▸ **Goal of the exercise**
Using the material that follows, identify and copy each line with the string "this".
------ Records supplied ------
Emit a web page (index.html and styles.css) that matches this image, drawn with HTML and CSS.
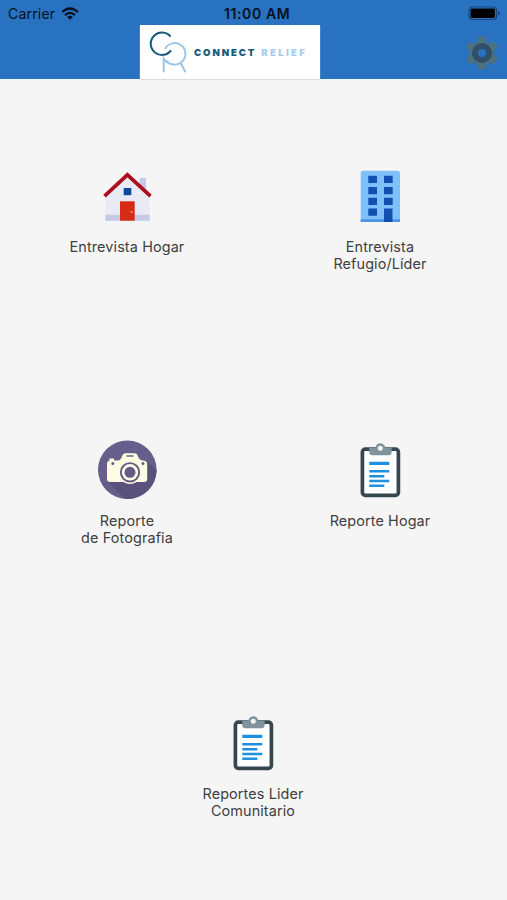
FILE: index.html
```html
<!DOCTYPE html>
<html lang="es">
<head>
<meta charset="utf-8">
<title>Connect Relief</title>
<link rel="stylesheet" href="styles.css">
</head>
<body>
<svg width="0" height="0" class="defs">
  <symbol id="clipboard" viewBox="0 0 60 60">
    <rect x="12.4" y="9.2" width="36" height="46.2" rx="3" fill="#fff" stroke="#37474f" stroke-width="3.7"/>
    <path d="M19.3 7.8H25.5A5 5 0 0 1 35.2 7.8H41.6V12.5Q41.6 15.3 38.6 15.3H22.3Q19.3 15.3 19.3 12.5Z" fill="#81949e"/>
    <circle cx="30.3" cy="8.2" r="3.7" fill="#f5f5f5" stroke="#81949e" stroke-width="2.4"/>
    <path d="M19.3 21.7h20v3.4h-20zM19.3 30h20v2.6h-20zM19.3 34.9h15v2.5h-15zM19.3 39.7h20v2.6h-20zM19.3 44.6h15v2.5h-15z" fill="#1e90e0"/>
  </symbol>
</svg>
<header class="header">
  <div class="status">
    <div class="carrier">Carrier
      <svg class="wifi" viewBox="0 0 18 13"><g fill="none" stroke="#07101c" stroke-width="2.3"><path d="M1.200 5Q9-1.900 16.800 5"/><path d="M4 8.100Q9 3.700 14 8.100"/></g><path d="M6.200 9.900Q9 7.600 11.800 9.900L9 12.700Z" fill="#07101c"/></svg>
    </div>
    <div class="time">11:00 AM</div>
    <svg class="battery" viewBox="0 0 33 15"><rect x="1" y="1" width="27.5" height="12.5" rx="3" fill="none" stroke="#174578" stroke-width="1.2"/><rect x="2.6" y="2.6" width="24.3" height="9.3" rx="1.4" fill="#000"/><path d="M30 5v4.500Q32 8.500 32 7.200T30 5Z" fill="#174578"/></svg>
  </div>
  <div class="bar">
    <div class="logo">
      <svg class="mark" viewBox="0 0 44 44" fill="none" stroke-width="2"><path d="M17 19A10.800 10.800 0 1 1 18 30.300M15.700 42.300V28.500Q18.500 33 23.500 34.200M33 33.500L37.500 42.300" stroke="#9cc6e8"/><path d="M22.600 6.600A11.200 11.200 0 1 0 23 20.300" stroke="#175a7c"/></svg>
      <span class="connect">CONNECT</span><span class="relief">RELIEF</span>
    </div>
    <svg class="gear" viewBox="-17 -17 34 34"><g fill="#4c7180"><circle r="12"/><path id="t" d="M-3.500-16.500H3.500L5-9H-5Z"/><use href="#t" transform="rotate(60)"/><use href="#t" transform="rotate(120)"/><use href="#t" transform="rotate(180)"/><use href="#t" transform="rotate(240)"/><use href="#t" transform="rotate(300)"/></g><circle r="7" fill="#2872c1" stroke="#314f69" stroke-width="6"/></svg>
  </div>
</header>
<main class="menu">
  <a class="tile"><svg class="icon" viewBox="0 0 60 60"><path d="M42.700 12H49V27H42.700Z" fill="#c5cae9"/><path d="M8.300 30L30.300 9L52.700 30V54.700H8.300Z" fill="#e8eaf6"/><path d="M8.300 48.700H52.700V54.700H8.300Z" fill="#c5cae9"/><path d="M7.500 30.200L30.400 8.800L53.500 30.200" fill="none" stroke="#ac0f1e" stroke-width="3.700"/><path d="M26.700 22H34.300V29.200H26.700Z" fill="#0d47a1"/><path d="M23 35.300H37.700V54.700H23Z" fill="#d62c14"/><circle cx="34.500" cy="46" r="1" fill="#ff9a70"/></svg><span>Entrevista Hogar</span></a>
  <a class="tile"><svg class="icon" viewBox="0 0 60 60"><path d="M10.700 56V7.700Q10.700 4.700 13.700 4.700H47Q50 4.700 50 7.700V56Z" fill="#7fc0fa"/><path d="M10.700 53.300H50V56H10.700Z" fill="#4c94e4"/><path d="M18.300 9.700H27V17H18.300ZM34 9.700H42.700V17H34ZM18.300 21H27V28.200H18.300ZM34 21H42.700V28.200H34ZM18.300 31.700H27V39H18.300ZM34 31.700H42.700V39H34ZM18.300 42.500H27V49.700H18.300ZM34 42.500H42.500V56H34Z" fill="#124fb3"/></svg><span>Entrevista<br>Refugio/Líder</span></a>
  <a class="tile"><svg class="icon" viewBox="0 0 60 60"><defs><clipPath id="disc"><circle cx="30.300" cy="29.800" r="29.300"/></clipPath></defs><circle cx="30.300" cy="29.800" r="29.300" fill="#665f8b"/><path clip-path="url(#disc)" d="M11 42L29 60H60V30L48 20Z" fill="#59527c"/><path d="M10 24Q10 21 12.500 20.500V18.500H17V20.500H21Q23.500 20.500 25 16.500Q26 13.300 28.500 13.300H37.500Q40 13.300 41 16.500Q42.500 20.500 46 20.500Q50.200 20.500 50.200 24V39Q50.200 42 47 42H13Q10 42 10 39Z" fill="#fffbe2"/><circle cx="33" cy="32.300" r="11.700" fill="#fffbe2"/><circle cx="33" cy="32.300" r="9.200" fill="#fffbe2" stroke="#625b86" stroke-width="1.900"/><circle cx="33" cy="32.300" r="5.500" fill="#625b86"/><circle cx="15.800" cy="23.500" r="1.500" fill="#625b86"/><circle cx="46" cy="23.500" r="1.500" fill="#625b86"/><path d="M29.500 16H36.500" stroke="#625b86" stroke-width="1.500"/></svg><span>Reporte<br>de Fotografia</span></a>
  <a class="tile"><svg class="icon"><use href="#clipboard"/></svg><span>Reporte Hogar</span></a>
  <a class="tile wide"><svg class="icon"><use href="#clipboard"/></svg><span>Reportes Lider<br>Comunitario</span></a>
</main>
</body>
</html>
```
FILE: styles.css
```css
* { box-sizing: border-box; }
body { margin: 0; height: 900px; display: flex; flex-direction: column; background: #f5f5f5; font-family: Inter, "Liberation Sans", sans-serif; color: #404040; }
.defs { position: absolute; }
.header { height: 79px; background: #2872c1; }
.status { height: 25px; padding: 2px 6px 0 8px; display: grid; grid-template-columns: 216px auto 1fr; align-items: center; font-size: 14px; color: #07101c; }
.carrier { display: flex; align-items: center; gap: 6px; letter-spacing: .2px; }
.wifi { width: 18px; height: 13px; }
.time { font-weight: 600; letter-spacing: .6px; }
.battery { width: 33px; height: 15px; justify-self: end; }
.bar { height: 54px; padding-right: 8px; display: flex; align-items: center; justify-content: space-between; }
.logo { width: 180px; height: 54px; margin-left: 140px; padding-left: 8px; display: flex; align-items: center; background: #fff; box-shadow: 0 1px 1px #ddd; font-size: 9.6px; font-weight: 900; }
.mark { width: 44px; height: 44px; margin-right: 2px; }
.connect { color: #175a7c; letter-spacing: 1.9px; margin-right: 5px; }
.relief { color: #a9cdec; letter-spacing: 2.3px; }
.gear { width: 34px; height: 34px; margin-top: 2px; }
.menu { flex: 1; display: grid; grid-template-columns: 254px 252px; grid-template-rows: repeat(3, 1fr); }
.tile { display: flex; flex-direction: column; align-items: center; gap: 12px; padding-top: 87px; font-size: 14.4px; line-height: 17px; letter-spacing: .12px; text-align: center; }
.icon { width: 60px; height: 60px; }
.wide { grid-column: 1 / -1; }
```
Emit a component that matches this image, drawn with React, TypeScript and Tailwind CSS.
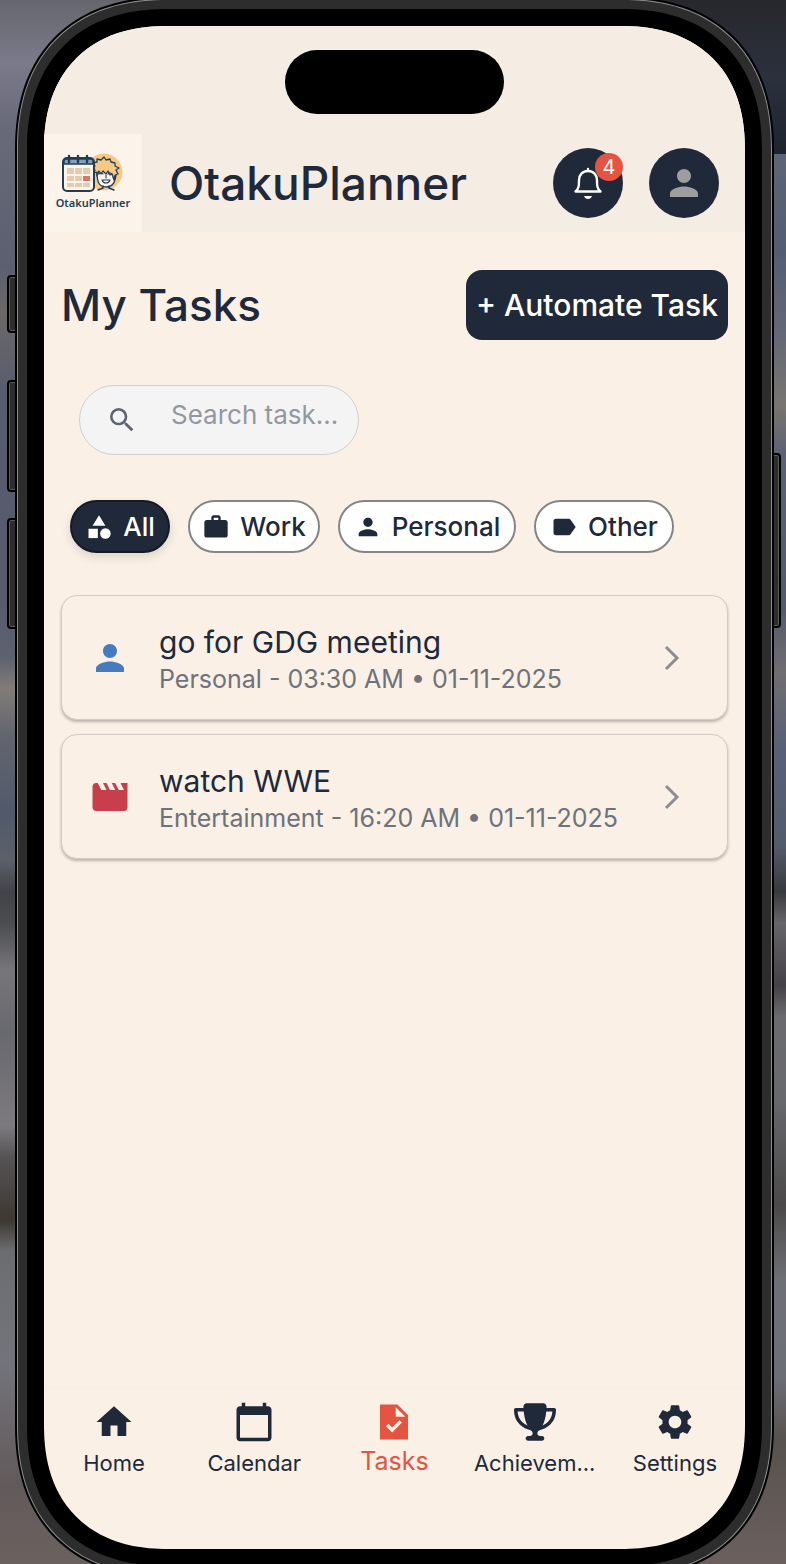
------
▸ **Worked answer**
Emit a web page (index.html and styles.css) that matches this image, drawn with HTML and CSS.
Emit a component that matches this image, drawn with React, TypeScript and Tailwind CSS.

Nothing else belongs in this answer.